His issue is a case of secondary effects, in my opinion. As the Icelandic intern said and I agree, not paying back the foreigners could be seen as a case of discrimination, could cause hate towards Iceland, and could eventually could hurt their economy if nobody wants to invest in Iceland or hold deals with them anymore. In this case, the ends do justify the means, and what would the public decides the means were? This was a serious case to be voting on. The people of Iceland had tons of questions…

If Iceland paid back depositors of their own country, so is it discrimination under the law not to bail out foreign depositors?
Is it fair that someone bought shares and was wiped out because of a mistake?
Is it fair that we pay for the bankers’ mistakes?
Will I be paying more taxes to fix this situation?

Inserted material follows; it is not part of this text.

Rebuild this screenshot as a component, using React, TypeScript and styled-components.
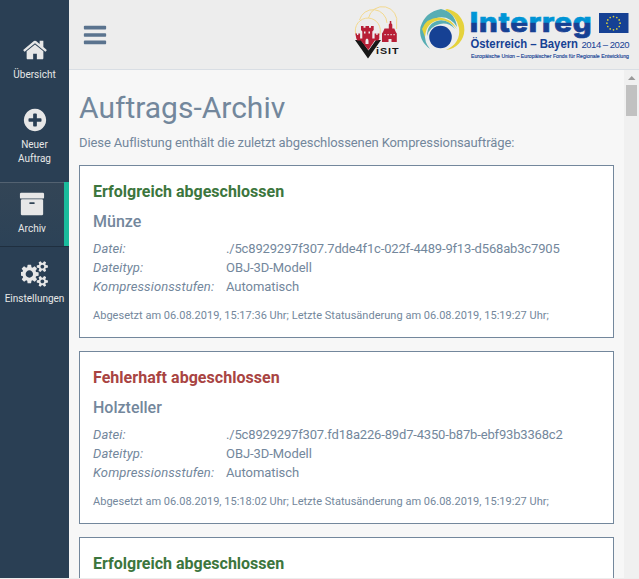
import React from 'react';
import styled, { createGlobalStyle, css } from 'styled-components';

const GlobalStyle = createGlobalStyle`
  * { box-sizing: border-box; }
  html, body { margin: 0; height: 100%; overflow: hidden; }
  body {
    background: #ededed;
    color: #73879c;
    font-family: Roboto, "Liberation Sans", sans-serif;
    font-size: 13px;
    line-height: 19px;
  }
`;

const Shell = styled.div`
  display: grid;
  grid-template-columns: 69px 1fr;
  height: 578px;
  overflow: hidden;
  background: #f7f7f7;
`;

const Sidebar = styled.nav`
  display: flex;
  flex-direction: column;
  gap: 6px;
  padding-top: 28px;
  background: #2a3f54;
`;

const NavItem = styled.a<{ $active?: boolean }>`
  display: flex;
  flex-direction: column;
  align-items: center;
  padding: 9px 0 10px;
  color: #e7e7e7;
  font-size: 10px;
  line-height: 14px;
  text-align: center;
  ${(p) =>
    p.$active &&
    css`
      border-right: 5px solid #1abb9c;
      background: linear-gradient(#334556, #2c4257);
      box-shadow: rgba(0, 0, 0, 0.25) 0 1px 0, inset rgba(255, 255, 255, 0.16) 0 1px 0;
    `}
`;

const NavIcon = styled.svg`
  display: block;
  height: 26px;
  margin-bottom: 5px;
  fill: #e7e7e7;
`;

const NavLabel = styled.span`
  white-space: pre-line;
`;

const Main = styled.div`
  display: grid;
  grid-template-rows: 70px 1fr;
  min-width: 0;
  min-height: 0;
`;

const TopBar = styled.header`
  display: flex;
  align-items: flex-start;
  justify-content: space-between;
  padding-left: 13px;
  background: #ededed;
  border-bottom: 1px solid #d9dee4;
`;

const MenuIcon = styled.svg`
  width: 26px;
  height: 26px;
  margin-top: 22px;
  fill: #5a738e;
`;

const Logos = styled.div`
  display: flex;
  height: 69px;
`;

const Logo = styled.svg`
  display: block;
  height: 69px;
`;

const Viewport = styled.div`
  display: grid;
  grid-template-columns: 1fr 15px;
  min-height: 0;
  overflow: hidden;
`;

const Content = styled.main`
  min-height: 0;
  overflow: hidden;
  padding: 18px 10px 0;
`;

const Title = styled.h1`
  margin: 0;
  font-size: 30px;
  font-weight: 400;
  line-height: 40px;
`;

const Intro = styled.p`
  margin: 5px 0 13px;
  letter-spacing: -0.1px;
`;

const Card = styled.section`
  height: 173px;
  margin-bottom: 13px;
  padding: 16px 13px 0;
  background: #fff;
  border: 1px solid #73879c;
`;

const Status = styled.h2<{ $failed?: boolean }>`
  margin: 0 0 10px;
  font-size: 16px;
  font-weight: 700;
  line-height: 20px;
  letter-spacing: ${(p) => (p.$failed ? '0.04px' : '0')};
  color: ${(p) => (p.$failed ? '#a94442' : '#3c763d')};
`;

const JobName = styled.h3`
  margin: 0 0 7px;
  font-size: 16px;
  font-weight: 500;
  line-height: 20px;
`;

const Details = styled.dl`
  display: grid;
  grid-template-columns: 133px 1fr;
  margin: 0 0 11px;
`;

const Term = styled.dt`
  font-style: italic;
  letter-spacing: 0.1px;
`;

const Value = styled.dd<{ $path?: boolean }>`
  margin: 0;
  white-space: nowrap;
  letter-spacing: ${(p) => (p.$path ? '-0.165px' : '-0.06px')};
`;

const Footnote = styled.p`
  margin: 0;
  font-size: 11px;
  line-height: 18px;
  letter-spacing: 0.02px;
  white-space: nowrap;
`;

const ScrollTrack = styled.div`
  display: flex;
  flex-direction: column;
  align-items: center;
  background: #f0f0f0;
`;

const ScrollArrow = styled.svg`
  width: 15px;
  height: 15px;
  fill: #9a9a9a;
`;

const ScrollThumb = styled.div`
  width: 11px;
  height: 31px;
  background: #c1c1c1;
`;

const paths = {
  home: 'M1472 992v480q0 26-19 45t-45 19h-384v-384h-256v384h-384q-26 0-45-19t-19-45v-480q0-1 .5-3t.5-3l575-474 575 474q1 2 1 6zm223-69l-62 74q-8 9-21 11h-3q-13 0-21-7l-692-577-692 577q-12 8-24 7-13-2-21-11l-62-74q-8-10-7-23.5t11-21.5l719-599q32-26 76-26t76 26l244 204v-195q0-14 9-23t23-9h192q14 0 23 9t9 23v408l219 182q10 8 11 21.5t-7 23.5z',
  plus: 'M1344 960v-128q0-26-19-45t-45-19h-256v-256q0-26-19-45t-45-19h-128q-26 0-45 19t-19 45v256h-256q-26 0-45 19t-19 45v128q0 26 19 45t45 19h256v256q0 26 19 45t45 19h128q26 0 45-19t19-45v-256h256q26 0 45-19t19-45zm320-64q0 209-103 385.5t-279.5 279.5-385.5 103-385.5-103-279.5-279.5-103-385.5 103-385.5 279.5-279.5 385.5-103 385.5 103 279.5 279.5 103 385.5z',
  archive: 'M1088 832q0-26-19-45t-45-19h-256q-26 0-45 19t-19 45 19 45 45 19h256q26 0 45-19t19-45zm576-192v960q0 26-19 45t-45 19h-1408q-26 0-45-19t-19-45v-960q0-26 19-45t45-19h1408q26 0 45 19t19 45zm64-448v256q0 26-19 45t-45 19h-1536q-26 0-45-19t-19-45v-256q0-26 19-45t45-19h1536q26 0 45 19t19 45z',
  bars: 'M1664 1344v128q0 26-19 45t-45 19h-1408q-26 0-45-19t-19-45v-128q0-26 19-45t45-19h1408q26 0 45 19t19 45zm0-512v128q0 26-19 45t-45 19h-1408q-26 0-45-19t-19-45v-128q0-26 19-45t45-19h1408q26 0 45 19t19 45zm0-512v128q0 26-19 45t-45 19h-1408q-26 0-45-19t-19-45v-128q0-26 19-45t45-19h1408q26 0 45 19t19 45z',
  cogs: 'M832 896q0-106-75-181t-181-75-181 75-75 181 75 181 181 75 181-75 75-181zm768 512q0-52-38-90t-90-38-90 38-38 90q0 53 37.5 90.5t90.5 37.5 90.5-37.5 37.5-90.5zm0-1024q0-52-38-90t-90-38-90 38-38 90q0 53 37.5 90.5t90.5 37.5 90.5-37.5 37.5-90.5zm-384 421v185q0 10-7 19.5t-16 10.5l-155 24q-11 35-32 76 34 48 90 115 7 11 7 20 0 12-7 19-23 30-82.5 89.5t-78.5 59.5q-11 0-21-7l-115-90q-37 19-77 31-11 108-23 155-7 24-30 24h-186q-11 0-20-7.5t-10-17.5l-23-153q-34-10-75-31l-118 89q-7 7-20 7-11 0-21-8-144-133-144-160 0-9 7-19 10-14 41-53t47-61q-23-44-35-82l-152-24q-10-1-17-9.5t-7-19.5v-185q0-10 7-19.5t16-10.5l155-24q11-35 32-76-34-48-90-115-7-11-7-20 0-12 7-20 22-30 82-89t79-59q11 0 21 7l115 90q34-18 77-32 11-108 23-154 7-24 30-24h186q11 0 20 7.5t10 17.5l23 153q34 10 75 31l118-89q8-7 20-7 11 0 21 8 144 133 144 160 0 8-7 19-12 16-42 54t-45 60q23 48 34 82l152 23q10 2 17 10.5t7 19.5zm640 533v140q0 16-149 31-12 27-30 52 51 113 51 138 0 4-4 7-122 71-124 71-8 0-46-47t-52-68q-20 2-30 2t-30-2q-14 21-52 68t-46 47q-2 0-124-71-4-3-4-7 0-25 51-138-18-25-30-52-149-15-149-31v-140q0-16 149-31 13-29 30-52-51-113-51-138 0-4 4-7 4-2 35-20t59-34 30-16q8 0 46 46.5t52 67.5q20-2 30-2t30 2q51-71 92-112l6-2q4 0 124 70 4 3 4 7 0 25-51 138 17 23 30 52 149 15 149 31zm0-1024v140q0 16-149 31-12 27-30 52 51 113 51 138 0 4-4 7-122 71-124 71-8 0-46-47t-52-68q-20 2-30 2t-30-2q-14 21-52 68t-46 47q-2 0-124-71-4-3-4-7 0-25 51-138-18-25-30-52-149-15-149-31v-140q0-16 149-31 13-29 30-52-51-113-51-138 0-4 4-7 4-2 35-20t59-34 30-16q8 0 46 46.5t52 67.5q20-2 30-2t30 2q51-71 92-112l6-2q4 0 124 70 4 3 4 7 0 25-51 138 17 23 30 52 149 15 149 31z',
};

const navigation = [
  { label: 'Übersicht', icon: paths.home, width: 1792 },
  { label: 'Neuer\nAuftrag', icon: paths.plus, width: 1792 },
  { label: 'Archiv', icon: paths.archive, width: 1792, active: true },
  { label: 'Einstellungen', icon: paths.cogs, width: 1920 },
];

const jobs = [
  {
    failed: false,
    name: 'Münze',
    file: './5c8929297f307.7dde4f1c-022f-4489-9f13-d568ab3c7905',
    created: '15:17:36',
  },
  {
    failed: true,
    name: 'Holzteller',
    file: './5c8929297f307.fd18a226-89d7-4350-b87b-ebf93b3368c2',
    created: '15:18:02',
  },
  { failed: false, name: '', file: '', created: '' },
];

const VisitLogo = () => (
  <Logo viewBox="350 0 60 69" width="60">
    <g fill="none" stroke="#f3d683" strokeWidth="0.9">
      <path d="M355.800 34A12.500 12.500 0 1 1 379.500 35" />
      <path d="M359.500 20A14 14 0 0 1 387 23" />
      <path d="M368.500 18A14.200 14.200 0 0 1 396.600 24V29" />
    </g>
    <path fill="#171717" d="M355 40h6l7.500 10.500L376 40h5l-13 18.500z" />
    <path
      fill="#b81f36"
      d="M355.300 33.500h1.700v1.500h1.300v-1.500h1.800v5h2.200v-7l-1.300-1.500v-4h2.500v1.800h2v-1.800h3.500v1.800h2v-1.800h2.700v4l-1.400 1.500v7h2.300v-5h1.700v1.500h1.300v-1.500h1.700v5l-1 2h-3.500l-6.500 9.500-7.500-9.500h-3.500l-1-2z"
    />
    <path fill="#ededed" d="M365.500 44v-3q0-2.500 1.500-2.500t1.500 2.500v3z" />
    <path fill="#ededed" d="M364 31.500h1.500v2H364zM368.500 31.500h1.500v2h-1.500z" />
    <path
      fill="#b81f36"
      d="M382 42v-8.500l1-1.500 1.500-3.500h4.300v-4l1-1.300V21h1.500v2.200l1 1.300v4h2l1.500 3.500 1 1.500V42h-5.300v-3h-3v3z"
    />
    <path fill="#ededed" d="M384.500 34h1.200v1.300h-1.200zM387.500 34h1.200v1.300h-1.200zM390.500 34h1.200v1.300h-1.200zM393.500 34h1.200v1.300h-1.200z" />
    <text
      x="376"
      y="53.800"
      fill="#171717"
      fontFamily="Liberation Sans, sans-serif"
      fontSize="9"
      fontWeight="700"
      letterSpacing="0.800"
      textLength="23.500"
      lengthAdjust="spacingAndGlyphs"
    >
      iSIT
    </text>
  </Logo>
);

const stars = Array.from({ length: 12 }, (_, i) => {
  const angle = (i * Math.PI) / 6;
  return { x: 613.5 + 6.6 * Math.sin(angle), y: 23.2 - 6.6 * Math.cos(angle) };
});

const InterregLogo = () => (
  <Logo viewBox="410 0 229 69" width="229">
    <defs>
      <linearGradient id="wordmark" gradientUnits="userSpaceOnUse" x1="0" y1="11" x2="0" y2="34">
        <stop offset="0" stopColor="#0098d8" />
        <stop offset="0.49" stopColor="#0092d4" />
        <stop offset="0.53" stopColor="#164194" />
        <stop offset="1" stopColor="#164194" />
      </linearGradient>
    </defs>
    <path fill="#e5d23c" d="M447 9A20.700 20.700 0 0 1 446 50Q461 43 459 28Q456 15 445 10z" />
    <path
      fill="#57adb3"
      d="M430 49Q418 40 420.500 27Q425 12 441 9Q455 12 457 27Q450 16 439 17.500Q426 20 425 33Q424 42 430 49z"
    />
    <path fill="#57adb3" d="M427 36Q427 23 439 20.500Q449 19 455 29Q448 22 440 24Q430 26 427 36z" />
    <path fill="#e5d23c" d="M422 29Q426 18 439 17.500Q451 18 457 29Q449 20 440 20Q426 22 425 37z" />
    <circle cx="440.500" cy="37" r="11.300" fill="#164194" />
    <text
      x="469.800"
      y="31.700"
      fill="url(#wordmark)"
      stroke="url(#wordmark)"
      strokeWidth="0.700"
      fontFamily="Inter, sans-serif"
      fontSize="26.500"
      fontWeight="800"
      letterSpacing="0.700"
      textLength="122.500"
      lengthAdjust="spacingAndGlyphs"
    >
      Interreg
    </text>
    <path fill="#164194" d="M599 13h29.500v20H599z" />
    {stars.map((s, i) => (
      <circle key={i} cx={s.x} cy={s.y} r="0.850" fill="#d9cf3a" />
    ))}
    <g fill="#164194" fontFamily="Liberation Sans, sans-serif">
      <text x="470.500" y="48.200" fontSize="12" fontWeight="700" textLength="107.500" lengthAdjust="spacingAndGlyphs">
        Österreich – Bayern
      </text>
      <text x="581.500" y="48.200" fontSize="9.500" textLength="48" lengthAdjust="spacing">
        2014 – 2020
      </text>
      <text x="471" y="58.200" fontSize="5.500" stroke="#164194" strokeWidth="0.150" textLength="158" lengthAdjust="spacingAndGlyphs">
        Europäische Union – Europäischer Fonds für Regionale Entwicklung
      </text>
    </g>
  </Logo>
);

export default function App() {
  return (
    <>
      <GlobalStyle />
      <Shell>
        <Sidebar>
          {navigation.map((item) => (
            <NavItem key={item.label} $active={item.active}>
              <NavIcon viewBox={`0 0 ${item.width} 1792`}>
                <path d={item.icon} />
              </NavIcon>
              <NavLabel>{item.label}</NavLabel>
            </NavItem>
          ))}
        </Sidebar>
        <Main>
          <TopBar>
            <MenuIcon viewBox="0 0 1792 1792">
              <path d={paths.bars} />
            </MenuIcon>
            <Logos>
              <VisitLogo />
              <InterregLogo />
            </Logos>
          </TopBar>
          <Viewport>
            <Content>
              <Title>Auftrags-Archiv</Title>
              <Intro>Diese Auflistung enthält die zuletzt abgeschlossenen Kompressionsaufträge:</Intro>
              {jobs.map((job, i) => (
                <Card key={i}>
                  <Status $failed={job.failed}>
                    {job.failed ? 'Fehlerhaft abgeschlossen' : 'Erfolgreich abgeschlossen'}
                  </Status>
                  {job.name && (
                    <>
                      <JobName>{job.name}</JobName>
                      <Details>
                        <Term>Datei:</Term>
                        <Value $path>{job.file}</Value>
                        <Term>Dateityp:</Term>
                        <Value>OBJ-3D-Modell</Value>
                        <Term>Kompressionsstufen:</Term>
                        <Value>Automatisch</Value>
                      </Details>
                      <Footnote>
                        Abgesetzt am 06.08.2019, {job.created} Uhr; Letzte Statusänderung am 06.08.2019, 15:19:27 Uhr;
                      </Footnote>
                    </>
                  )}
                </Card>
              ))}
            </Content>
            <ScrollTrack>
              <ScrollArrow viewBox="0 0 15 15">
                <path d="M4 10h7.500L7.750 6z" />
              </ScrollArrow>
              <ScrollThumb />
            </ScrollTrack>
          </Viewport>
        </Main>
      </Shell>
    </>
  );
}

Everywhere you went people were discussing interest rates. Heida, an Icelandic woman, said that the people of Iceland were well educated and did feel obliged to know what they are voting on, but it was still very strange that they were voting on something like this. It’s a strange situation when a new mom like Heida and the President of Iceland have equal say on the fate of their country’s economy could be.

Now, in 2012, the case officially came to a close. Iceland does not have to pay back their foreign investors and it hasn’t caused any financial upset for the country…so far. The countries still get along fairly well according to the British lawyer for Iceland of the court case (ironic) and Iceland’s economy is slowly turning around.

But, luckily for British and Dutch governments, they are still receiving money from a different investment in Iceland they had made, and that money is worth more than it used to be thanks to Iceland’s re-growing economy.